Financial Markets Show Signs of Strain

The geopolitical tension is not limited to energy markets. On Tuesday, U.S. stock markets declined, with the S&P 500 dropping by 0.84% and the Nasdaq Composite falling by 0.91%. Investors are growing increasingly cautious, shifting capital toward safer assets such as gold and U.S. Treasury bonds, while oil and energy stocks are seeing increased interest as potential hedges against conflict.

Airlines and transport firms are under pressure as rising fuel costs and regional flight disruptions begin to affect operations.

OPEC+ and U.S. Fracking Could Ease Shortfalls

OPEC+ countries have historically played a key role in stabilizing oil prices during global disruptions. If the crisis remains limited, these nations, along with American fracking companies, have the capacity to increase supply and avoid prolonged shortages.

The combination of strategic petroleum reserves, spare production capacity, and market intervention tools may be sufficient to prevent long-term market destabilization, provided there is no major escalation.

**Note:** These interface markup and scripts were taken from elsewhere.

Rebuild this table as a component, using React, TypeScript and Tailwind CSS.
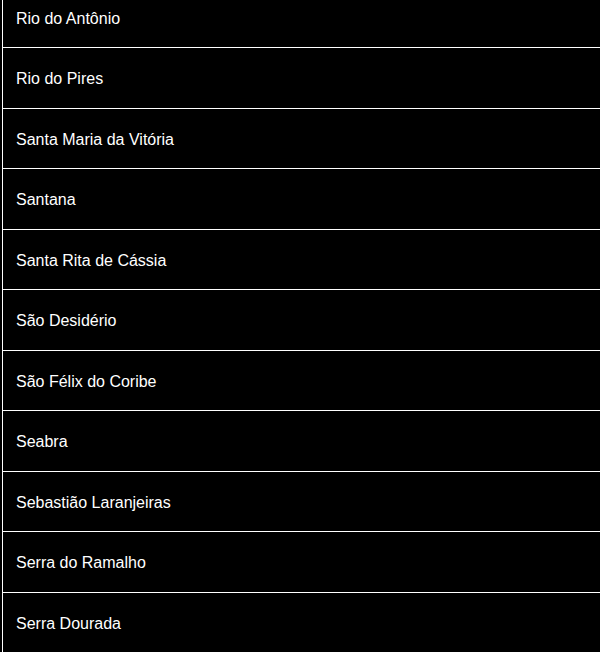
import React from "react";

const items = [
  "Rio do Antônio",
  "Rio do Pires",
  "Santa Maria da Vitória",
  "Santana",
  "Santa Rita de Cássia",
  "São Desidério",
  "São Félix do Coribe",
  "Seabra",
  "Sebastião Laranjeiras",
  "Serra do Ramalho",
  "Serra Dourada",
];

export default function App() {
  return (
    <div className="w-[600px] h-[652px] overflow-hidden bg-black" style={{ fontFamily: '"Liberation Sans", Arial, sans-serif' }}>
      <div className="ml-[2px] border-l border-white -mt-[12.5px]">
        {items.map((name) => (
          <div
            key={name}
            className="box-border h-[60.5px] border-b border-white flex items-center pl-[13px] pt-[3px] text-[16px] text-white"
          >
            {name}
          </div>
        ))}
      </div>
    </div>
  );
}
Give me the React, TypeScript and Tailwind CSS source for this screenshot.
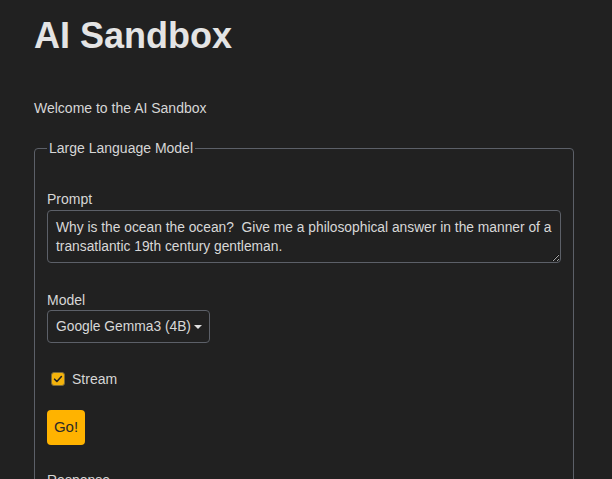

What Lies Ahead for the Global Oil Market?

Potential Scenario Market Impact
Limited conflict targeting nuclear sites Moderate price increase; manageable supply gaps
Attack on Kharg Island Significant supply loss; prices may cross $100/barrel
Strait of Hormuz blockade Major global oil crisis; prices could reach $120–$150
Regional war involving multiple states Severe disruptions, recession risk, energy shock

Oil prices have surged as the Israel-Iran conflict escalates, raising the risk of a major global supply disruption. While exports from Iran continue for now and the Strait of Hormuz remains open, the threat of broader military action involving the U.S. and other regional players looms large. The coming days will be crucial in determining whether this crisis evolves into a major energy shock—or remains a contained geopolitical confrontation.